This Is What Recovery Looks Like: Toasty, With a Side of Vinnie

Look, I’m not saying I’m perfect. I’m saying I’m toast. And not even the smug, artisanal sourdough kind – just plain ol’ bread that’s been through the fire and came out a little crispy on the edges and maybe angry about it. Kind of like the one you see above. But here’s the twist: toast rules. And no matter how burnt or buttered you are, it’s how you plate it that makes the difference 😉.
Let’s talk about that “addict” word. Yeah, I’ve worn it. Some days like a scar, other days like a badge but never like a secret. And honestly, if that’s the hand I was dealt – then fine. I’ll learn to play it better than anyone at the table. Because here’s the truth no one with a clean Instagram grid tells you: there’s power in being the one who knows what rock bottom feels like. There’s perspective in sitting with the pain until it gets uncomfortable enough to demand growth.
So yeah, I tell my shitty stories. I tell them raw, jagged, awkwardly stitched together with sarcasm and regret and maybe a little too much self-awareness – but I tell them. Not for sympathy. Not for clout. But because if even one person uses a little less, drinks a little smarter or just wakes up thinking, “maybe I’m not the only one feeling like a cracked iPhone screen of a human being,” then fuck yeah, it’s worth it.
I could’ve stayed bitter. Like the toast in the image. Pissed off about being toast. Resenting the fire. But you need toast to make grilled cheese. And grilled cheese is the best. So don’t be like bitter toast. Be the kind that shows up, holds the cheese, gets all gooey and comforting and maybe melts into someone’s late-night moment of need. Because even if you’re a little burnt, you’re still the foundation for something warm and good.

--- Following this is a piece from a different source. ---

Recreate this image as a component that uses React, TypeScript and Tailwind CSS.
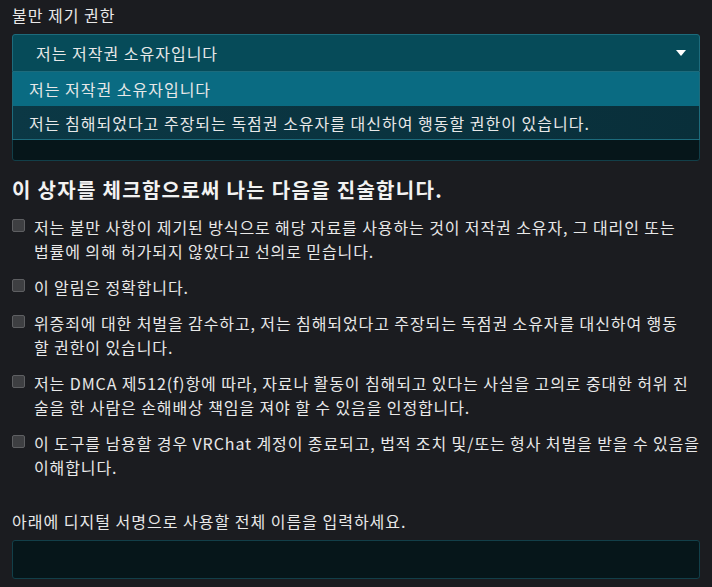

And that brings me to Vinnie. My big, white, stubborn-as-a-mule reminder that sometimes, even in the messiest relationships, something good can come out of it. I was mad about how it all played out. But from that tangled-up mess came Vinnie.
I knew I had to save him before I consciously knew I had to. Back in November, I got him chipped. A little voice said, just in case. Because while he was left in that creepy workshop (the grandma’s abandoned house he “looked after”), I knew deep down that if I didn’t act, that sweet dog would end up tied to a tree or worse – starving, scared, forgotten. And maybe, just maybe, I saved him because a part of me was trying to learn how to save myself too.
That’s the thing about healing. You don’t always know when it’s happening. Sometimes it shows up in microchips and muddy paw prints. Sometimes it looks like grilled cheese. Or like you – telling your stories, not because they’re pretty but because they matter.
So no, I’m not here to deny the label. I’m here to rebrand it. If I’m toast, I’m toast. But I’m the kind that gets back in the pan and becomes the grilled cheese you remember forever. And if you’re reading this thinking same, then congratulations. You’re not broken – you’re just in progress.
And progress is fucking beautiful, Sugar.